The solution I came up with is elegant in its simplicity. I used Evernote, the digital note-taking program that allows you to take notes from any device (and sync between them all), put them into various notebooks, and search your entire collection of notes (or use the built-in tagging functionality). Evernote was a program I had been using on my own to organize recipes and other personal notes.
Fieldnotes are simply a collection of notes, I thought, so why not try to apply it in this context?
Once I began using Evernote, I never turned back. Not only did using my cellphone help me blend in, but the capabilities of Evernote were akin to a Swiss Army Knife. Throughout my research, I used the software’s built-in text, audio, photo and auto-sync capabilities. My workflow went like this:
- At each practice or game I went to, I would create a new note. While at the soccer field, I took very brief text notes (mostly bullet points) and photos of interesting observations and interactions. If I wanted to record an interview, I added audio to the note. On the drive home, I sometimes threw on my headset and recorded my thoughts.

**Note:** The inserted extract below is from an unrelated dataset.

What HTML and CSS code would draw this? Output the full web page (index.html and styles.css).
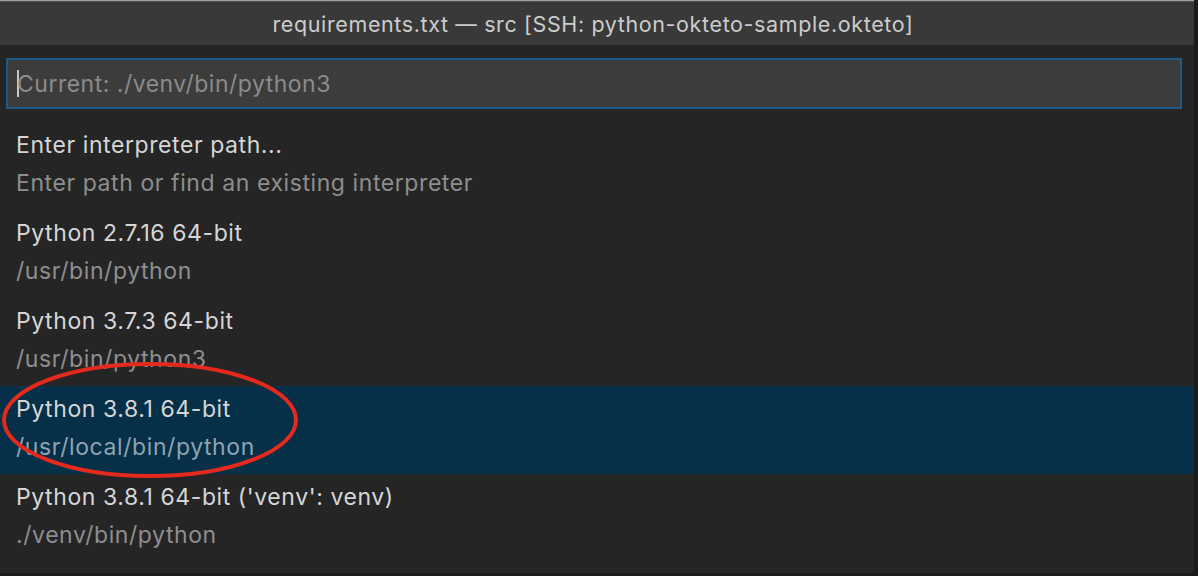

- When I returned home, as soon as I opened my laptop, my notes would be available because of Evernote’s amazing auto-sync feature. I would then flesh out my text fieldnotes, going from bullets to paragraphs, and using any audio notes I made. I also transcribed audio interviews if necessary.
Example of research fieldnote
Evernote offered me much that a physical notebook could not have. Like the example above, I often had multiple types of media (text, audio, and photos) organized in a single note. Having a note for each time I went to the field allowed me to include whatever type of media was most useful in recording my observations.

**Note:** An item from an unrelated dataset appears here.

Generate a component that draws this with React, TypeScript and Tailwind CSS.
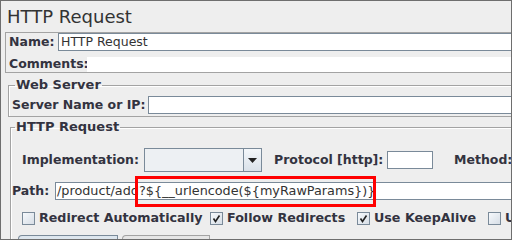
const FONT = "font-['DejaVu_Sans',sans-serif]";

function Check({ on }: { on?: boolean }) {
  return (
    <span className="grid h-[13px] w-[13px] shrink-0 place-items-center border border-[#7a8a99] bg-gradient-to-br from-[#f6f9fc] to-[#d7dee6]">
      {on && (
        <svg width="9" height="9" viewBox="0 0 9 9">
          <path d="M1.5 4.5 L3.5 7.5 L7.5 1.5" fill="none" stroke="#222" strokeWidth="1.6" />
        </svg>
      )}
    </span>
  );
}

function Opt({ label, on, w }: { label: string; on?: boolean; w: string }) {
  return (
    <div className={`flex shrink-0 items-center gap-[4px] whitespace-nowrap ${w}`}>
      <Check on={on} />
      <span className="font-bold">{label}</span>
    </div>
  );
}

export default function App() {
  return (
    <div
      className={`${FONT} h-[240px] w-[512px] overflow-hidden border border-[#6e6e6e] bg-[#eeeeee] text-[12.5px] leading-none whitespace-nowrap text-[#333340]`}
    >
      <div className="w-[560px]">
        <div className="flex h-[31px] items-center pl-[6px] text-[18px] text-[#333]">HTTP Request</div>

        <div className="ml-[4px] h-[41px] border border-[#a3a3a3]">
          <div className="flex h-[18px] items-center">
            <span className="w-[52px] shrink-0 pl-[3px] font-bold">Name:</span>
            <div className="flex h-[18px] flex-1 items-center border border-[#7a8a99] bg-white pl-[2px] text-[#333]">
              HTTP Request
            </div>
          </div>
          <div className="mt-[6px] flex h-[15px] items-center">
            <span className="w-[81px] shrink-0 pl-[3px] font-bold">Comments:</span>
            <div className="h-[15px] flex-1 bg-white" />
          </div>
        </div>

        <fieldset className="ml-[7px] mt-[5px] h-[39px] border border-[#a3a3a3] shadow-[inset_1px_1px_0_white]">
          <legend className="ml-[6px] h-[14px] px-[1px] text-[13px] leading-[14px] font-bold">Web Server</legend>
          <div className="mt-[4px] flex h-[18px] items-center">
            <span className="w-[139px] shrink-0 pl-[3px] font-bold">Server Name or IP:</span>
            <div className="h-[18px] flex-1 border border-[#7a8a99] bg-white" />
          </div>
        </fieldset>

        <fieldset className="ml-[9px] mt-[3px] h-[140px] border border-[#a3a3a3] shadow-[inset_1px_1px_0_white]">
          <legend className="ml-[4px] h-[14px] px-[1px] text-[13px] leading-[14px] font-bold">HTTP Request</legend>

          <div className="mt-[14px] flex h-[24px] items-center">
            <span className="w-[133px] shrink-0 pl-[11px] font-bold">Implementation:</span>
            <div className="flex h-[24px] w-[118px] shrink-0 border border-[#7a8a99] bg-[#edf0f3]">
              <div className="flex-1" />
              <div className="grid w-[18px] place-items-center border-l border-[#7a8a99] bg-gradient-to-b from-[#f4f7fa] to-[#d9e1e9]">
                <svg width="9" height="5" viewBox="0 0 9 5">
                  <path d="M0 0 H9 L4.5 5 Z" fill="#222" />
                </svg>
              </div>
            </div>
            <span className="ml-[12px] w-[113px] shrink-0 font-bold">Protocol [http]:</span>
            <div className="h-[18px] w-[46px] shrink-0 border border-[#7a8a99] bg-white" />
            <span className="ml-[21px] shrink-0 font-bold">Method:</span>
          </div>

          <div className="mt-[10px] flex h-[18px] items-center">
            <span className="w-[44px] shrink-0 pl-[1px] font-bold">Path:</span>
            <div className="relative flex h-[18px] flex-1 items-center border border-[#7a8a99] bg-white pl-[1px] text-[12.8px] text-[#333]">
              /product/add?${"{"}__urlencode(${"{"}myRawParams{"}"}){"}"}
              <div className="absolute left-[79px] top-[-7px] h-[31px] w-[241px] border-[3px] border-[#ff0000]" />
            </div>
          </div>

          <div className="mt-[12px] flex h-[13px] items-center pl-[11px] text-[12.7px]">
            <Opt label="Redirect Automatically" w="w-[188px]" />
            <Opt label="Follow Redirects" on w="w-[147px]" />
            <Opt label="Use KeepAlive" on w="w-[131px]" />
            <Opt label="Use multipart/form-data" w="w-[200px]" />
          </div>

          <div className="ml-[7px] mt-[10px] flex gap-[4px]">
            <div className="h-[10px] w-[100px] rounded-tl-[4px] border border-b-0 border-[#7a8a99] bg-[#dde6ee]" />
            <div className="h-[10px] w-[88px] rounded-tl-[4px] border border-b-0 border-[#a3a3a3] bg-[#e6e6e6]" />
          </div>
        </fieldset>
      </div>
    </div>
  );
}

The best part about using Evernote was that as I was taking fieldnotes, I looked like any of the other parents, tapping away at their phones.
Nobody looked at me strangely as I opened up a physical notebook to record my observations. Everyone simply assumed I was doing what they were doing on their phones. As a result, my note-taking process didn’t get in the way of my interactions, enabling me to develop rapport, and ultimately gather more useful information, from the people I was interacting with.
Using Evernote for fieldwork and data analysis, I have been able to keep all of my fieldnotes organized. Even now as I put the finishing touches on my dissertation, I constantly refer back to the notes I have stored there.
While Evernote doesn’t have any features designed explicitly for qualitative data analysis, its robust organizational features make it incredibly easy to create and find information. Evernote was not originally designed for researchers. But as it has developed, people have realized how it can help them with the research process. What Evernote does incredibly well — gather and organize information — is a major part of what researchers do.
The “real” way to do fieldnotes is a question for each person to decide.
Once I got over my hang-ups about the nature of fieldnotes, I was able to think creatively about how best to conduct my research. I came to realize that the way I took notes was less important than coming up with a process that enabled me to make and organize observations. Once I thought more about the best way to achieve the goals of my research, rather than trying to mirror exactly how anthropologists of a hundred years ago (and many still today) did their research, I was able to come up with a solution that worked for me.
Not only did Evernote allow me to take and organize my notes, but it also improved my research itself by allowing me to connect with people. Physical notes proved to be a barrier to my success; with Evernote, as far as anyone knew, I was just another dad on his cell phone.